Si habéis entrado al Cementerio de San Fernando por la puerta principal es probable que alguna vez os hayáis fijado en el Cristo de Susillo. El creador de la obra, Antonio Susillo, era uno de los escultores más reconocidos del siglo XIX y contaba con clientes de la talla de la reina Isabel II o el zar Nicolás II.
La historia cuenta que Susillo recibió un encargo para el Cementerio de San Fernando, en el que se entregó en cuerpo y alma, ya que la escultura del Cristo supondría el fin de las deudas que había contraído debido a una despilfarradora mujer con la que se había casado tras un primer matrimonio fallido (su habilidad para esculpir era inversamente proporcional a la de escoger esposa).

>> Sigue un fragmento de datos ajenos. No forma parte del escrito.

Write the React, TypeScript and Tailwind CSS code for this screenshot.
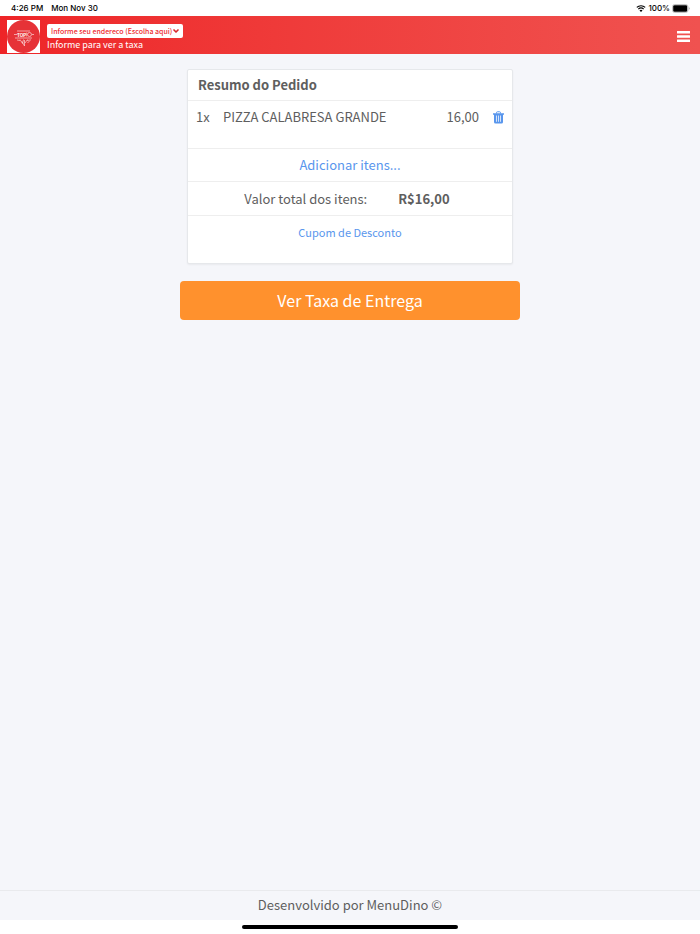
import { useState } from 'react';
import { ChevronDown } from 'lucide-react';

interface OrderItem {
  id: number;
  quantity: number;
  name: string;
  price: string;
}

const ITEMS: OrderItem[] = [
  { id: 1, quantity: 1, name: 'PIZZA CALABRESA GRANDE', price: '16,00' },
];

function WifiIcon() {
  return (
    <svg viewBox="0 0 20 15" className="h-[7px] w-[10px]" aria-hidden="true">
      <path d="M1 5.2a13 13 0 0 1 18 0" fill="none" stroke="#000" strokeWidth="2.6" />
      <path d="M4.3 8.7a8.2 8.2 0 0 1 11.4 0" fill="none" stroke="#000" strokeWidth="2.5" />
      <path d="M10 14.8 6.8 11.6a4.6 4.6 0 0 1 6.4 0Z" fill="#000" />
    </svg>
  );
}

function BatteryIcon() {
  return (
    <svg viewBox="0 0 18 9" className="h-[9px] w-[18px]" aria-hidden="true">
      <rect x="0.5" y="0.5" width="15.5" height="8" rx="2.2" fill="#fff" stroke="#b5b5b5" strokeWidth="0.8" />
      <rect x="1.2" y="1.2" width="14" height="6.6" rx="1.4" fill="#000" />
      <path d="M16.9 3.2c1.1.4 1.1 2.2 0 2.6Z" fill="#a3a3a3" />
    </svg>
  );
}

function Logo() {
  return (
    <svg viewBox="0 0 33 33" className="h-[33px] w-[33px] shrink-0 bg-white" role="img" aria-label="Top 10">
      <circle cx="16.5" cy="16.5" r="16.5" fill="#e63237" />
      <g stroke="#fff" strokeWidth="0.7" fill="none" opacity="0.8">
        <path d="M10 11h13M7 14.5h3.5M25 14.5h2M8 18h17" />
        <path d="M10 20l3 .6M20 20.5l4-.6M13 19.5l2.5 4 1-4M15 21.5l2.5 4.5v-6M18 23l2.5-3.5M22.5 21l-2 2" />
        <circle cx="22.5" cy="14.5" r="2" />
        <path d="M19.7 12.5v4" />
      </g>
      <text x="14.5" y="16.5" fontSize="4.5" fontWeight="700" textAnchor="middle" fill="#fff" fontFamily="Inter, sans-serif">
        TOP
      </text>
    </svg>
  );
}

function MenuIcon() {
  return (
    <svg viewBox="0 0 13 11" className="h-[11px] w-[13px]" fill="#fff" aria-hidden="true">
      <rect y="0" width="13" height="2.5" rx="0.3" />
      <rect y="4.2" width="13" height="2.5" rx="0.3" />
      <rect y="8.5" width="13" height="2.5" rx="0.3" />
    </svg>
  );
}

function TrashIcon() {
  return (
    <svg viewBox="0 0 22 26" className="h-[13px] w-[11px]" aria-hidden="true">
      <path d="M7 5V3.4A1.9 1.9 0 0 1 8.9 1.5h4.2A1.9 1.9 0 0 1 15 3.4V5" fill="none" stroke="#5996ed" strokeWidth="2" />
      <path d="M0 4.5h22v3h-2V22a3 3 0 0 1-3 3H5a3 3 0 0 1-3-3V7.5H0Z" fill="#5996ed" />
      <path d="M7 9v12.5M11 9v12.5M15 9v12.5" stroke="#fff" strokeWidth="1.5" />
    </svg>
  );
}

function StatusBar() {
  return (
    <div className="flex h-4 items-center justify-between bg-white pl-[11px] pr-[10px] font-['Inter',sans-serif] text-[8px] font-medium leading-4 text-black">
      <div className="flex gap-2">
        <span>4:26 PM</span>
        <span>Mon Nov 30</span>
      </div>
      <div className="flex items-center gap-[2px]">
        <WifiIcon />
        <span>100%</span>
        <BatteryIcon />
      </div>
    </div>
  );
}

function Header() {
  return (
    <header className="flex h-[38px] items-center justify-between bg-linear-to-r from-[#ee2427] to-[#f05250] pl-[7px] pr-[10px] pt-[2px]">
      <div className="flex items-center gap-[7px]">
        <Logo />
        <div className="flex flex-col pt-[3px]">
          <div className="relative w-[136px]">
            <select
              aria-label="Endereço de entrega"
              className="block h-[14px] w-full appearance-none rounded-[2px] bg-white pl-[4px] pr-2 text-[7px] font-medium leading-[14px] text-[#ee2c30]"
            >
              <option>Informe seu endereco (Escolha aqui)</option>
            </select>
            <ChevronDown className="pointer-events-none absolute right-[3px] top-[3px] size-2 text-[#d8292d]" strokeWidth={5} />
          </div>
          <span className="text-[9px] leading-[14px] text-white">Informe para ver a taxa</span>
        </div>
      </div>
      <button type="button" aria-label="Menu">
        <MenuIcon />
      </button>
    </header>
  );
}

export default function App() {
  const [items, setItems] = useState(ITEMS);

  return (
    <div className="flex min-h-screen flex-col bg-[#f5f6fa] font-['Noto_Sans_CJK_SC',sans-serif] text-[#5e5e5e]">
      <StatusBar />
      <Header />

      <main className="mx-auto w-full max-w-[340px] flex-1 pt-[15px]">
        <section className="mx-[7px] rounded-[2px] border border-[#e6e8eb] bg-white shadow-xs">
          <h1 className="px-[10px] text-[13px] font-bold leading-[30px]">Resumo do Pedido</h1>

          <ul className="min-h-12 border-t border-[#eeeeee] pt-1">
            {items.map(item => (
              <li key={item.id} className="flex items-center pl-2 pr-2 text-[13px] leading-6">
                <span className="w-[27px]">{item.quantity}x</span>
                <span className="flex-1">{item.name}</span>
                <span>{item.price}</span>
                <button
                  type="button"
                  aria-label="Remover item"
                  className="ml-[14px]"
                  onClick={() => setItems(prev => prev.filter(i => i.id !== item.id))}
                >
                  <TrashIcon />
                </button>
              </li>
            ))}
          </ul>

          <div className="border-t border-[#eeeeee] text-center text-[13px] leading-8">
            <a href="#itens" className="text-[#5996ed]">Adicionar itens...</a>
          </div>

          <div className="flex justify-center gap-[31px] border-t border-[#eeeeee] pr-[6px] text-[13px] leading-[33px]">
            <span>Valor total dos itens:</span>
            <strong>R$16,00</strong>
          </div>

          <div className="h-12 border-t border-[#eeeeee] pt-1 text-center text-[11px] leading-6">
            <a href="#cupom" className="text-[#5996ed]">Cupom de Desconto</a>
          </div>
        </section>

        <button type="button" className="mt-[17px] block w-full rounded-[4px] bg-[#ff912d] text-[16px] leading-[39px] text-white">
          Ver Taxa de Entrega
        </button>
      </main>

      <footer className="border-t border-[#e9eaed] pb-px text-center text-[13px] leading-7">
        Desenvolvido por MenuDino ©
      </footer>
      <div className="flex h-[14px] items-center justify-center bg-white">
        <div className="h-1 w-[216px] rounded-full bg-black" />
      </div>
    </div>
  );
}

Cuando terminó el encargo de su vida, el artista se dio cuenta que lo había esculpido con las piernas al contrario y no pudiendo enmendar el error se pegó un tiro, que era el suicidio romántico por excelencia de la época. Los sevillanos creían que debía ser enterrado bajo los pies de su obra (ironía ser enterrado bajo el causante de tu muerte), pero la autoridad eclesiástica se negó, ya que los suicidas no podían descansar en suelo sagrado. No obstante, se acabó alegando que tenía una enfermedad mental y pudo ser enterrado allí.
En un principio, su cuerpo reposaba junto a la del pintor Ricardo Villegas, pero treinta años más tarde debido a la prensa, la sociedad sevillana consideraba que el escultor debía ser reconocido, por lo que en 1940 los restos de Susillo reposaron bajo su obra finalizada gracias a los fondos del Ayuntamiento.
Lo más sorprendente ocurrió días más tarde cuando el Cristo comenzó a llorar y no eran lágrimas saladas precisamente. Lo que manaba de los ojos de Cristo era miel. Era tal el milagro, que la Iglesia envió una delegación al Vaticano para esclarecer el suceso.
Para desgracia de los creyentes del milagro, se descubrió a posteriori que la miel de abeja se debía a que Susillo había dejado hueco el interior del Cristo para que la obra no pesara tanto y este hueco fue aprovechado por las abejas para crear allí su colonia, de modo que cuando la escultura se calentaba, la miel se derretía y brotaba de los ojos del Cristo. Da igual que el milagro fuese desmontado porque desde entonces al crucificado se le conoce como el Cristo de las Mieles.